In fact, when you see stuff like this:

 > 2016-02-28T10:27:00.724625-05:00 www postfix/smtpd[21374]: NOQUEUE: reject: RCPT from www.mrbrklyn.com[96.57.23.82]: 450
 > +4.1.2 <dyfet at gnutelephony.org>: Recipient address rejected: Domain not found; from=<hangout-bounces at nylxs.com>
 > +to=<dyfet at gnutelephony.org> proto=ESMTP helo=<www.mrbrklyn.com>

what you're seeing is that you have quite a few possibly invalid
addresses that you're trying to send to.  In fact, the first ten were
rejected without a single success -- I don't see how any mailing list
manager could deal efficiently with such a high rate of failure,
especially if it frequently involves DNS failures as this one does,
and several of the other log entries report the same outcome.  Note
that the failure is considered temporary.  IIRC, that means that DNS
lookup failed with no result, not that the relevant nameserver (the
.org rootserver in this case) said there was no such domain.  That
probably means multiple timeouts on DNS lookups, each of which might
take 30 seconds.  (I tried "host gnutelephony.org" myself, and got a
DNS timeout after 30 seconds.)  If you have two nameservers
configured, it seems likely that we have just found one common reason
it takes your Mailman 60+ seconds to process one queue entry.

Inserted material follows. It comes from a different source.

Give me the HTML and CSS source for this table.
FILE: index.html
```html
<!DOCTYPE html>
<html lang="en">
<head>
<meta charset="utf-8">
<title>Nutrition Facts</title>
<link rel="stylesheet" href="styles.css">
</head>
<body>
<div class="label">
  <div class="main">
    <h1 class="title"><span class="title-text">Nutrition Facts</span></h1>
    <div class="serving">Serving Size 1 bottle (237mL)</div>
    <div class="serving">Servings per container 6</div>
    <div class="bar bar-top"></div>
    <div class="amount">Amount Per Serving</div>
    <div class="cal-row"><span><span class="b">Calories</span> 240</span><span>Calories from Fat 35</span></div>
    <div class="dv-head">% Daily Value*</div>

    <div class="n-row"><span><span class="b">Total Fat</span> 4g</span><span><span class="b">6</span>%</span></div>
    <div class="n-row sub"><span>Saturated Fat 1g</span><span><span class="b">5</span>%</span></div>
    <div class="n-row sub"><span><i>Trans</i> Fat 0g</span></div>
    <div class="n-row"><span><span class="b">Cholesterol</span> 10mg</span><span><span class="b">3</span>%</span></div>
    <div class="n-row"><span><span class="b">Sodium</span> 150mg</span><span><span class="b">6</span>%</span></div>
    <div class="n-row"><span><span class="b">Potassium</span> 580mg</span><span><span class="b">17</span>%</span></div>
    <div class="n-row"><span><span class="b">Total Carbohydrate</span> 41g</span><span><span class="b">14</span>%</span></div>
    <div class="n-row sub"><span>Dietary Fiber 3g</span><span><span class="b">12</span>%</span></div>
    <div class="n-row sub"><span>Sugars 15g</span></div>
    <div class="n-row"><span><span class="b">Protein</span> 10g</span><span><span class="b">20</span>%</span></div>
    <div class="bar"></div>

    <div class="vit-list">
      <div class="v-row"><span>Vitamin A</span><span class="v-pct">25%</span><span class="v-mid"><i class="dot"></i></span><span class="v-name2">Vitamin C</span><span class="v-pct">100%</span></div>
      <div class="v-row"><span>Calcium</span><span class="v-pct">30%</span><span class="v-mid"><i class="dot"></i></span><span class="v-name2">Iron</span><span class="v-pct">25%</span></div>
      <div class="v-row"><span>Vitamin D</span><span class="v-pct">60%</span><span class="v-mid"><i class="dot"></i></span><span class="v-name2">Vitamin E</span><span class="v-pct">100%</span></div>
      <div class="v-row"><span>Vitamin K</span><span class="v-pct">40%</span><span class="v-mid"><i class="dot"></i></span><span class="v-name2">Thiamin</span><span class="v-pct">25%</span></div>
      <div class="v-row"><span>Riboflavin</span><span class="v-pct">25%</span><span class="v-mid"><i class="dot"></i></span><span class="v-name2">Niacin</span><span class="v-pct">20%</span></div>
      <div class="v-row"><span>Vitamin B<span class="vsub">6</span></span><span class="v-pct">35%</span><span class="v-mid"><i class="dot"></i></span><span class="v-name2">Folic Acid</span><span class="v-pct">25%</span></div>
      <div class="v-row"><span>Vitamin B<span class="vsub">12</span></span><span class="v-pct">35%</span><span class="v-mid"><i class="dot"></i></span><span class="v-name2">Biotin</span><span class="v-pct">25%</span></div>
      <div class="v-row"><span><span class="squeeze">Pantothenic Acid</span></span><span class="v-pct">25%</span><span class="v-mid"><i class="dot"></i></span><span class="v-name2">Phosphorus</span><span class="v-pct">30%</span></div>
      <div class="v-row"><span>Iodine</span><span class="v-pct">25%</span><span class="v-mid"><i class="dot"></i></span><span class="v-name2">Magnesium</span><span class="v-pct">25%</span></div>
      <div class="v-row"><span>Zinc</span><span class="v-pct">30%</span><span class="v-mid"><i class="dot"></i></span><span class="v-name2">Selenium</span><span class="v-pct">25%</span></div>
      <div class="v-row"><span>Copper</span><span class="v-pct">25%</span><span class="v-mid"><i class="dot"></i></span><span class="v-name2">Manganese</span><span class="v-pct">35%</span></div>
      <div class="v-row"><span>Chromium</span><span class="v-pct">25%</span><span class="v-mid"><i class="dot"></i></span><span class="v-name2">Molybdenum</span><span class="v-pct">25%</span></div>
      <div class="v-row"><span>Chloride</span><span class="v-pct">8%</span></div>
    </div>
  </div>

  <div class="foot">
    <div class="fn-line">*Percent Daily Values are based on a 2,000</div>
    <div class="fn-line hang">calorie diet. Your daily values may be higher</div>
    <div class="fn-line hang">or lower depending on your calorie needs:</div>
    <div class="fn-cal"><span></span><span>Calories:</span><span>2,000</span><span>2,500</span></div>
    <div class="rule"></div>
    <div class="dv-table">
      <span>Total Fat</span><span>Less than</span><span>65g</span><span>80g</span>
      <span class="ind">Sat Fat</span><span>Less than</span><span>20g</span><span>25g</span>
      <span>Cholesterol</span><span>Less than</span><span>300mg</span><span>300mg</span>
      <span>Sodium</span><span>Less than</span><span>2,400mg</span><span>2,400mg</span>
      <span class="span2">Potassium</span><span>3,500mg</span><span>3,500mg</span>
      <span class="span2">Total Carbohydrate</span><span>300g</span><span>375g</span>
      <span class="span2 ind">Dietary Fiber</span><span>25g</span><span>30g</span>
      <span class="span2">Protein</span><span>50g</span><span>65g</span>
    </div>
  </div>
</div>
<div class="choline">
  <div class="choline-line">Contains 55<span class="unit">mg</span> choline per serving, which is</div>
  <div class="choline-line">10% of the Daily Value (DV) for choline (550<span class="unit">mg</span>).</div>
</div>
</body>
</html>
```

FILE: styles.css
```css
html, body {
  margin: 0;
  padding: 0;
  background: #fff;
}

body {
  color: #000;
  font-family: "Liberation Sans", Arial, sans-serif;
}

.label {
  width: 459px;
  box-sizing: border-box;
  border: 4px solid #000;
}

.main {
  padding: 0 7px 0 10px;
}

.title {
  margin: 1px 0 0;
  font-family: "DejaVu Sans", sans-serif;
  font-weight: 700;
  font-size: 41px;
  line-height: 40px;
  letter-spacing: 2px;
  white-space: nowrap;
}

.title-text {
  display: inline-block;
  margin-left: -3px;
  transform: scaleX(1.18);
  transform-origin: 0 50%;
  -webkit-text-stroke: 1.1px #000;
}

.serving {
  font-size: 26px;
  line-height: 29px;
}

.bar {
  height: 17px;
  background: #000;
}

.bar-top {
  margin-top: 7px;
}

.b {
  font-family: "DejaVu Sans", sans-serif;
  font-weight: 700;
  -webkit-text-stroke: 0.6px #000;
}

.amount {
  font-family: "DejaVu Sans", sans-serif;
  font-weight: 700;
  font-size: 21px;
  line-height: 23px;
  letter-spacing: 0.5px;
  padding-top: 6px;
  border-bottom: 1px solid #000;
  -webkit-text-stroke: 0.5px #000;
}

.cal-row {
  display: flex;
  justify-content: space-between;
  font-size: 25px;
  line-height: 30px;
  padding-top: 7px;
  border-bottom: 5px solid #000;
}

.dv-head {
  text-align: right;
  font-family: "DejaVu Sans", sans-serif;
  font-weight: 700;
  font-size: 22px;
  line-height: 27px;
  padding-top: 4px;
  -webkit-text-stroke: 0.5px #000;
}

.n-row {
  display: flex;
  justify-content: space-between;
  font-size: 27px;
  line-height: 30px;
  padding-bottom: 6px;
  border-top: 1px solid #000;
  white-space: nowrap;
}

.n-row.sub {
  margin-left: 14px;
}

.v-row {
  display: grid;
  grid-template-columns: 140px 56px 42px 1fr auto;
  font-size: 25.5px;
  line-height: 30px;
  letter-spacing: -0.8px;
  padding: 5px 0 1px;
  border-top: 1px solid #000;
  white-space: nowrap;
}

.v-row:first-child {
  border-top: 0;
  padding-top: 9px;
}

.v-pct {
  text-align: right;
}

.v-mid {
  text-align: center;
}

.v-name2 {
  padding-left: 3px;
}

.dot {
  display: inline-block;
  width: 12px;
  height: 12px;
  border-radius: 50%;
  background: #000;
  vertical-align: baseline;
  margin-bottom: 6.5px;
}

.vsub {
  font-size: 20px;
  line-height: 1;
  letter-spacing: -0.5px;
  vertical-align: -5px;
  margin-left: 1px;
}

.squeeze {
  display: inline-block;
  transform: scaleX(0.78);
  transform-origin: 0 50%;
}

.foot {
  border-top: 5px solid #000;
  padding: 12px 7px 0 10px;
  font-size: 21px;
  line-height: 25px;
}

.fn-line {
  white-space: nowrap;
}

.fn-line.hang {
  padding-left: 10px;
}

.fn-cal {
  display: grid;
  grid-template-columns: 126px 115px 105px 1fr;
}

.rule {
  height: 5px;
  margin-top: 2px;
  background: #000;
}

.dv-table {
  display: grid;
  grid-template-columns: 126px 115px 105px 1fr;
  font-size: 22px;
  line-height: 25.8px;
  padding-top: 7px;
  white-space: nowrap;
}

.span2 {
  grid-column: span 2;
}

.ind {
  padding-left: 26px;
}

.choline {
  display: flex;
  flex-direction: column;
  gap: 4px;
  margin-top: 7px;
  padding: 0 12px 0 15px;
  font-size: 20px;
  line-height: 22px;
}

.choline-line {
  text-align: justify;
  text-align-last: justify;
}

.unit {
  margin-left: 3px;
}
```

Temporary failure also means that the queue file will remain, as the
system believes that retrying may succeed.  (Any mailing list manager
that does not preserve the message in this way is losing mail.)  I
don't know precisely what you mean by "sweeps", but the fact that
there are quite a few temporary failure queuefiles hanging around
would account for apparently unrelated posts being processed at the
same time.

 > That is seperate greps of TO and FROM'S to the maillist.  Obviously
 > it is very difficult to know what is happening by looking at the
 > logs.  Majordomo sends email straight to the MTA though aliases and
 > a pipe.

I certainly hope it wouldn't do that in the cases reported in the log
in your post, since the overwhelming majority are temporary failures.
It needs to be prepared to save the message to retry later.  I suppose
it's possible that Majordomo would have dealt with whatever the
situation actually is more efficiently, but I suspect that it would
have problems of some kind, and you just happened to change to Mailman
at a time when the list's environment became unstable.

I suspect that your problem involves your DNS, since so many of the
posts are rejected with "Domain not found".  Or it could be that you
just have an overwhelming majority of addresses with invalid domains,
or even that Postfix is misconfigured to report temporary failure
(450) when it should be reporting permanent failure (nonexistent
domain, 550).

By the way, when did you switch to Mailman?  Did you start
experiencing this problem immediately when you did?